Set exercise:
Take the lines of the data below from the very first through the line containing "9.500l7.300 6M943.800 9.500l-7.300" and output them exactly, pictures excluded.

Dataset section:
§
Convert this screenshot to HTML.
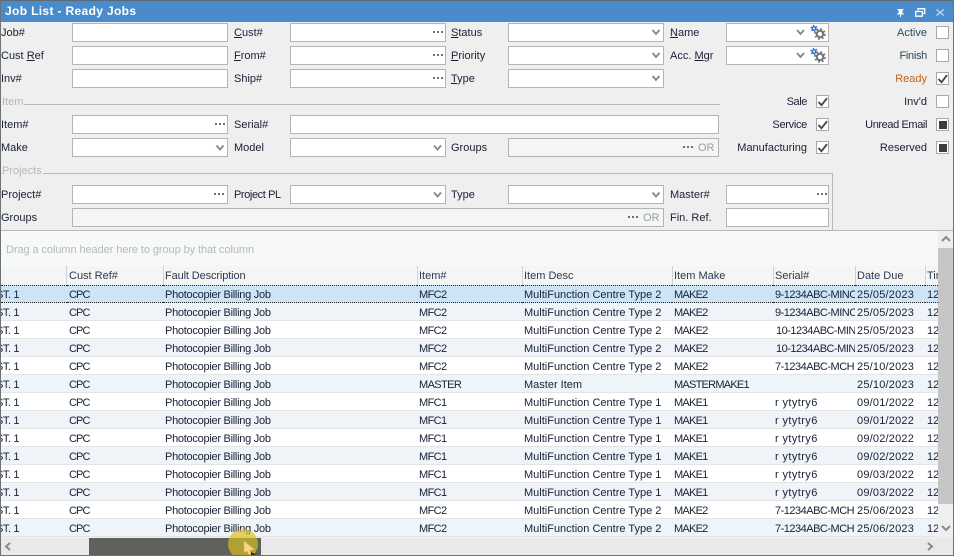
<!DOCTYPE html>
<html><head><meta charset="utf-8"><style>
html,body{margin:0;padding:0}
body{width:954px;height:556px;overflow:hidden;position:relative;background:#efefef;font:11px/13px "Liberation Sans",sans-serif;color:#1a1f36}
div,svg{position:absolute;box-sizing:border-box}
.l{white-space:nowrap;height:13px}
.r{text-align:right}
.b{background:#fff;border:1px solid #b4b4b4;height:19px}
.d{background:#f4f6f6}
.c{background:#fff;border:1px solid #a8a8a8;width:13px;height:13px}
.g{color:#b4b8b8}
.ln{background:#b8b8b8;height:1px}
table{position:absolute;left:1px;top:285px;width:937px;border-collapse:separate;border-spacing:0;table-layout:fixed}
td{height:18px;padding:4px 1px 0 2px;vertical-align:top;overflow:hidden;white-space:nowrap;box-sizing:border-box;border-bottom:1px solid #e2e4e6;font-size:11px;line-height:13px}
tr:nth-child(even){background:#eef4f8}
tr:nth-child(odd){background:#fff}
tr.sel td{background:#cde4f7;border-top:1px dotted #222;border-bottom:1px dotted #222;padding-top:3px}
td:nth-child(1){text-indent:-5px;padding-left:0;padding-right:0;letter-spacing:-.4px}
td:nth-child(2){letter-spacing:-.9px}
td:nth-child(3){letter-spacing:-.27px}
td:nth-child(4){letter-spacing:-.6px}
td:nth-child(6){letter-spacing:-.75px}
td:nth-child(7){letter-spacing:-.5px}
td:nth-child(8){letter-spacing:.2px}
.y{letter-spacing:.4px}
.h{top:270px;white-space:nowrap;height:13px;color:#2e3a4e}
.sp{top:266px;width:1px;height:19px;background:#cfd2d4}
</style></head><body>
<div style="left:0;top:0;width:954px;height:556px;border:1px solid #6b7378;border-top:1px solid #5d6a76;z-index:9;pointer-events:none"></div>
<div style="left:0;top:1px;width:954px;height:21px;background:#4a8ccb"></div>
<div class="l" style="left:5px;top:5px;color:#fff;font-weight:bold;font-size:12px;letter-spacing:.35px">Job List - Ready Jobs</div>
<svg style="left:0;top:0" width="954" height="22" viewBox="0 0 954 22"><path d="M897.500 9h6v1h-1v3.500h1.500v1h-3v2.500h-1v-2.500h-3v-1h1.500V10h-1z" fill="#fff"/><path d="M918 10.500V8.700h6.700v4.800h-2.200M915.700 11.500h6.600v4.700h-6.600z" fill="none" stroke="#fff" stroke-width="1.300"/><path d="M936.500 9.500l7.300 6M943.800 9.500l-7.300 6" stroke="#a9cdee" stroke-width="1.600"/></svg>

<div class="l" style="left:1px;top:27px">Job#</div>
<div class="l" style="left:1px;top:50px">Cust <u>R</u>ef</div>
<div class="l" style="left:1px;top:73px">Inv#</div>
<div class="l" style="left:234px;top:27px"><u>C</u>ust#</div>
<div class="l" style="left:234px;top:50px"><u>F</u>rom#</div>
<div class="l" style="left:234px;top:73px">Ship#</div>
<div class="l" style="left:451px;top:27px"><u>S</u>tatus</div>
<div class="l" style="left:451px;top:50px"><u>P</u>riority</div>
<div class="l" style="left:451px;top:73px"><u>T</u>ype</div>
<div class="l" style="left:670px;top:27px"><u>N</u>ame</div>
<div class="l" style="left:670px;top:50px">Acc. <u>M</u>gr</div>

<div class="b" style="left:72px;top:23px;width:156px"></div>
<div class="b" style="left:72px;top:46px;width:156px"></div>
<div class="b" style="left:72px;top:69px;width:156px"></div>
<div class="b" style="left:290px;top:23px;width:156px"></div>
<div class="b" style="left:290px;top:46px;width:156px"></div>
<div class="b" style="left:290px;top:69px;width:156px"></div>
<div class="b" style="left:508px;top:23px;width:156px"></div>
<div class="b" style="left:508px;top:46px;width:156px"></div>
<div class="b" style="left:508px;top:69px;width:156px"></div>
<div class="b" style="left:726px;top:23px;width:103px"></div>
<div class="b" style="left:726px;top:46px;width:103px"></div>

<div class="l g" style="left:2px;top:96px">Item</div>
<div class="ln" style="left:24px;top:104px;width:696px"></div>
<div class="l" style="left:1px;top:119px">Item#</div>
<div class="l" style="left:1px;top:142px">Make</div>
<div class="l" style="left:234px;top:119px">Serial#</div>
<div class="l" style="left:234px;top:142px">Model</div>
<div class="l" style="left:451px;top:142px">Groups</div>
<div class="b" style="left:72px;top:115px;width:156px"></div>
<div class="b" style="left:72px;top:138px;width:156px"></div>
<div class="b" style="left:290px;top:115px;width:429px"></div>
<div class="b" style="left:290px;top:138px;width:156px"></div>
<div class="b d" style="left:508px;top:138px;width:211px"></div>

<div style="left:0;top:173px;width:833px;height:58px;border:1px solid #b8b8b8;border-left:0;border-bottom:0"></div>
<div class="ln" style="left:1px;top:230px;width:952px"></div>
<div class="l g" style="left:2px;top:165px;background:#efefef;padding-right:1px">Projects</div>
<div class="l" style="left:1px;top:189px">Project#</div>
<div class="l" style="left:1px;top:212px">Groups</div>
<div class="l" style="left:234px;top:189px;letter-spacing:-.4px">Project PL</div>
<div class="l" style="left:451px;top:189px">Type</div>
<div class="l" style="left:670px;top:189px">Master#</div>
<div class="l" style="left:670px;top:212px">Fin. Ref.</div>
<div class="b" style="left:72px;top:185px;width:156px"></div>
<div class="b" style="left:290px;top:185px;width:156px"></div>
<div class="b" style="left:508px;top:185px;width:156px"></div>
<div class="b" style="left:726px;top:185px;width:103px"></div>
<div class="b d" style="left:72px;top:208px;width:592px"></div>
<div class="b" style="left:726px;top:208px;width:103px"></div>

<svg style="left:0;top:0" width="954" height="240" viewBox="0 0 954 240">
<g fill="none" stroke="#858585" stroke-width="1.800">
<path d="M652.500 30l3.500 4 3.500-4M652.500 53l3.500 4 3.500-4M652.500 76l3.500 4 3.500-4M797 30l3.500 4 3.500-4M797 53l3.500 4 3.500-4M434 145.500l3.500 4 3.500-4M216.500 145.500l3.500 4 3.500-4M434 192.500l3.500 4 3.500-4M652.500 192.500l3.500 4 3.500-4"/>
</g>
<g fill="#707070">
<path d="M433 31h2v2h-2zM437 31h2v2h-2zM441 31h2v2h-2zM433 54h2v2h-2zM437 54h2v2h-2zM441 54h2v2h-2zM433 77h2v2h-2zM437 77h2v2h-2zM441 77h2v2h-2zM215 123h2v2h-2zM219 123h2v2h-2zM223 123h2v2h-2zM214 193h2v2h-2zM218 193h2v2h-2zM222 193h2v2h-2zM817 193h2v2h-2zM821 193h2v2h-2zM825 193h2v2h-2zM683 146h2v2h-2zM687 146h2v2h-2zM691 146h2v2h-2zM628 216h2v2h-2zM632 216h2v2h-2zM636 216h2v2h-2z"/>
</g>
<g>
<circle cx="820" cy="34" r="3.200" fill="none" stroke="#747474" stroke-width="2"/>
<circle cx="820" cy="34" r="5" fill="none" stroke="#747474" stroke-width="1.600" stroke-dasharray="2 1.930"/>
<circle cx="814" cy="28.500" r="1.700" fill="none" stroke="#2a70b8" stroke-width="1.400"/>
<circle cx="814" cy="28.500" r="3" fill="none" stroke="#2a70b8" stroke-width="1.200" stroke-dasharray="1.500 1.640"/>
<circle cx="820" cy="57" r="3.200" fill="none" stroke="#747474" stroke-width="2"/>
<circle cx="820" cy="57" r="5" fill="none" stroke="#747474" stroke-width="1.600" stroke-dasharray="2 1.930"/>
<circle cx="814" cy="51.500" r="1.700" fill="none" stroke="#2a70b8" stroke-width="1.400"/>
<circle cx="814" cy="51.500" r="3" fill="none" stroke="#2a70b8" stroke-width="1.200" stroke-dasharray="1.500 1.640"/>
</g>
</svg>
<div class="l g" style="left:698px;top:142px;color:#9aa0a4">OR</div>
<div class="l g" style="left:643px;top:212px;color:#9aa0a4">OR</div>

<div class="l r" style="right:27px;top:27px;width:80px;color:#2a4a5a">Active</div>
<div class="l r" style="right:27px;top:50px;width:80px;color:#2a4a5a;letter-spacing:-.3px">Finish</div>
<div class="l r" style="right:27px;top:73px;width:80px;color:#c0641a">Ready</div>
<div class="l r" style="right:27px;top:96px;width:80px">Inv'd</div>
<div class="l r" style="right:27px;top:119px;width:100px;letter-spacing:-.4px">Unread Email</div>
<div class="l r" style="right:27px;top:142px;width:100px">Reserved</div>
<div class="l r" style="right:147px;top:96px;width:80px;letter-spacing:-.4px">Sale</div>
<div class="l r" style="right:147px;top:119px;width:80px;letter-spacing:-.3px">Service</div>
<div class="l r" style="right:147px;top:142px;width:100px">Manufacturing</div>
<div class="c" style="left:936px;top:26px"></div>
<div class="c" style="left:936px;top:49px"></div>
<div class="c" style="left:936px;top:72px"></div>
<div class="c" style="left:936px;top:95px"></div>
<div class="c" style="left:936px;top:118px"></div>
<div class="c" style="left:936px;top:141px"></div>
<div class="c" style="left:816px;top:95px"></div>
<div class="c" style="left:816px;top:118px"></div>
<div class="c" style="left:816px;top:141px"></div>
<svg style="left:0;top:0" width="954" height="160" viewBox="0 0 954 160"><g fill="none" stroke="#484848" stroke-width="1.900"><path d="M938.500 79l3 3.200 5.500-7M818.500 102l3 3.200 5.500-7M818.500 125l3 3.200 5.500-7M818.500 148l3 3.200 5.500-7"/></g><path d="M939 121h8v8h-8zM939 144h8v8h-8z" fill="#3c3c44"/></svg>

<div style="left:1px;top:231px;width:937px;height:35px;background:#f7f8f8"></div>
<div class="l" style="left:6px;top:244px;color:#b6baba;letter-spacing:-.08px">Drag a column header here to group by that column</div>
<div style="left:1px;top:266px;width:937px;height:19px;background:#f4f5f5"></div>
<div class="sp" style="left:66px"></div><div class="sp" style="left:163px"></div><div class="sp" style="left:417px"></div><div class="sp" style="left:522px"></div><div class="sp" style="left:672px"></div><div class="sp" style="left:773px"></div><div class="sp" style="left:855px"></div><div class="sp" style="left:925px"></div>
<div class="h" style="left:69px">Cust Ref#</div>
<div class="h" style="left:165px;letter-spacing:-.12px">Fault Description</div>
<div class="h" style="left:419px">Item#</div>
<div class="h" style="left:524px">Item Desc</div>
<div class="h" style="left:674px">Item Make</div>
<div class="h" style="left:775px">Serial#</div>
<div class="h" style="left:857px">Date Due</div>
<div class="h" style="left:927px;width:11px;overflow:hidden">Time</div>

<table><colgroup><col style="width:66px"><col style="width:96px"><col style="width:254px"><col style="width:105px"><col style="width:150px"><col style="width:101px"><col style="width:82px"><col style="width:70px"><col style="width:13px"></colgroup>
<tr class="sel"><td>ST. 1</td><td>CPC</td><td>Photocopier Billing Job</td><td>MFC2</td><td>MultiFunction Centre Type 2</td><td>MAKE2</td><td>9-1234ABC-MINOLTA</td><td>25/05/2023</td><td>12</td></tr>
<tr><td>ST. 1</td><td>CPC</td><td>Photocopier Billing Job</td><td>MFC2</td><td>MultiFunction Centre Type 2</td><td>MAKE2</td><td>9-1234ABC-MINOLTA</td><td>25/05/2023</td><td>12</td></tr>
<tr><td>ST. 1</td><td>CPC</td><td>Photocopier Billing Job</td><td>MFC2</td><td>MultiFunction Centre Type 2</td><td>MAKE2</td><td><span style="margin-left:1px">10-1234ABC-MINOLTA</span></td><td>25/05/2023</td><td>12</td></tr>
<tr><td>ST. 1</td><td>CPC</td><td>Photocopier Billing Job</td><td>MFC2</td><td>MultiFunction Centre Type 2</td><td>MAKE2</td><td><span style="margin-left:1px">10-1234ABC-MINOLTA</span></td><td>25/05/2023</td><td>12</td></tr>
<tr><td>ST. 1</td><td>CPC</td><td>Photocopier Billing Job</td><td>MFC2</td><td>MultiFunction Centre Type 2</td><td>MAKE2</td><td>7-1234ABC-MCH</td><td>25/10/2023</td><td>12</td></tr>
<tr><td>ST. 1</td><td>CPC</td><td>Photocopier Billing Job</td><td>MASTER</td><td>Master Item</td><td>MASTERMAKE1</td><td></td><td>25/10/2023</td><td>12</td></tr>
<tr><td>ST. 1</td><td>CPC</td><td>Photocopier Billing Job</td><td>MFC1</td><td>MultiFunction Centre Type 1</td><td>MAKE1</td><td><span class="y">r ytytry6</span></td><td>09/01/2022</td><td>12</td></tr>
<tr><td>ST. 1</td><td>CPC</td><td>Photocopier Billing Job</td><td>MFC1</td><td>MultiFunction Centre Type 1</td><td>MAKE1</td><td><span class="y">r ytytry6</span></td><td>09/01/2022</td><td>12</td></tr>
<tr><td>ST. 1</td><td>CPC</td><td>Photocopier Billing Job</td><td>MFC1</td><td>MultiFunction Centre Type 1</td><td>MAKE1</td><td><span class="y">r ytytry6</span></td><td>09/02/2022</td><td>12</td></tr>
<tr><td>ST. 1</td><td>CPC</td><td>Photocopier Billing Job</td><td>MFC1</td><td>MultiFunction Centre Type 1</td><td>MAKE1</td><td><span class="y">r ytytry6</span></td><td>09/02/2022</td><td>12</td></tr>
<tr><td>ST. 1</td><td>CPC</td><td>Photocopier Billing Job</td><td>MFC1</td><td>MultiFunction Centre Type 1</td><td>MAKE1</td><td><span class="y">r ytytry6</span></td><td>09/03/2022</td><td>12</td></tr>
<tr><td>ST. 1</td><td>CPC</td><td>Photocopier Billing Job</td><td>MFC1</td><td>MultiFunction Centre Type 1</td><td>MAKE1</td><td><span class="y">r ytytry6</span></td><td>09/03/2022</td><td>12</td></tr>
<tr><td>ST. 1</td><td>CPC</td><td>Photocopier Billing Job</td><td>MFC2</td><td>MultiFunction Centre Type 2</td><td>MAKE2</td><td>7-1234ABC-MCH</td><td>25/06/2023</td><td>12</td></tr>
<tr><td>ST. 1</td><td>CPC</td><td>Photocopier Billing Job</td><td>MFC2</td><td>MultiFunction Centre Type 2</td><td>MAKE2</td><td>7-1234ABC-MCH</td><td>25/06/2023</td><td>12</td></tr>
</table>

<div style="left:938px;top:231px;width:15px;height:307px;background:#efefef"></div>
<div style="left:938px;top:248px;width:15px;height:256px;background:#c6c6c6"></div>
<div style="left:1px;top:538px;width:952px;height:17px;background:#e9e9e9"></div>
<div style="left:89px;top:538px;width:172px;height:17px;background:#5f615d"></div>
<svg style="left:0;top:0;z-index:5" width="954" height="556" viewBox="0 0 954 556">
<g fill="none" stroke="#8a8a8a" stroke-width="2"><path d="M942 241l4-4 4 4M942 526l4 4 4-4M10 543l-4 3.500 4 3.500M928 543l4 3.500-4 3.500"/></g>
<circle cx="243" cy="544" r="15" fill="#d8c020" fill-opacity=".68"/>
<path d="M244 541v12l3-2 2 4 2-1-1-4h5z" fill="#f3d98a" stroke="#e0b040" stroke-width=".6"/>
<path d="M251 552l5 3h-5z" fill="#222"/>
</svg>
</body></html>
§
Exercise response:
Convert this screenshot to HTML.
<!DOCTYPE html>
<html><head><meta charset="utf-8"><style>
html,body{margin:0;padding:0}
body{width:954px;height:556px;overflow:hidden;position:relative;background:#efefef;font:11px/13px "Liberation Sans",sans-serif;color:#1a1f36}
div,svg{position:absolute;box-sizing:border-box}
.l{white-space:nowrap;height:13px}
.r{text-align:right}
.b{background:#fff;border:1px solid #b4b4b4;height:19px}
.d{background:#f4f6f6}
.c{background:#fff;border:1px solid #a8a8a8;width:13px;height:13px}
.g{color:#b4b8b8}
.ln{background:#b8b8b8;height:1px}
table{position:absolute;left:1px;top:285px;width:937px;border-collapse:separate;border-spacing:0;table-layout:fixed}
td{height:18px;padding:4px 1px 0 2px;vertical-align:top;overflow:hidden;white-space:nowrap;box-sizing:border-box;border-bottom:1px solid #e2e4e6;font-size:11px;line-height:13px}
tr:nth-child(even){background:#eef4f8}
tr:nth-child(odd){background:#fff}
tr.sel td{background:#cde4f7;border-top:1px dotted #222;border-bottom:1px dotted #222;padding-top:3px}
td:nth-child(1){text-indent:-5px;padding-left:0;padding-right:0;letter-spacing:-.4px}
td:nth-child(2){letter-spacing:-.9px}
td:nth-child(3){letter-spacing:-.27px}
td:nth-child(4){letter-spacing:-.6px}
td:nth-child(6){letter-spacing:-.75px}
td:nth-child(7){letter-spacing:-.5px}
td:nth-child(8){letter-spacing:.2px}
.y{letter-spacing:.4px}
.h{top:270px;white-space:nowrap;height:13px;color:#2e3a4e}
.sp{top:266px;width:1px;height:19px;background:#cfd2d4}
</style></head><body>
<div style="left:0;top:0;width:954px;height:556px;border:1px solid #6b7378;border-top:1px solid #5d6a76;z-index:9;pointer-events:none"></div>
<div style="left:0;top:1px;width:954px;height:21px;background:#4a8ccb"></div>
<div class="l" style="left:5px;top:5px;color:#fff;font-weight:bold;font-size:12px;letter-spacing:.35px">Job List - Ready Jobs</div>
<svg style="left:0;top:0" width="954" height="22" viewBox="0 0 954 22"><path d="M897.500 9h6v1h-1v3.500h1.500v1h-3v2.500h-1v-2.500h-3v-1h1.500V10h-1z" fill="#fff"/><path d="M918 10.500V8.700h6.700v4.800h-2.200M915.700 11.500h6.600v4.700h-6.600z" fill="none" stroke="#fff" stroke-width="1.300"/><path d="M936.500 9.500l7.300 6M943.800 9.500l-7.300 6" stroke="#a9cdee" stroke-width="1.600"/></svg>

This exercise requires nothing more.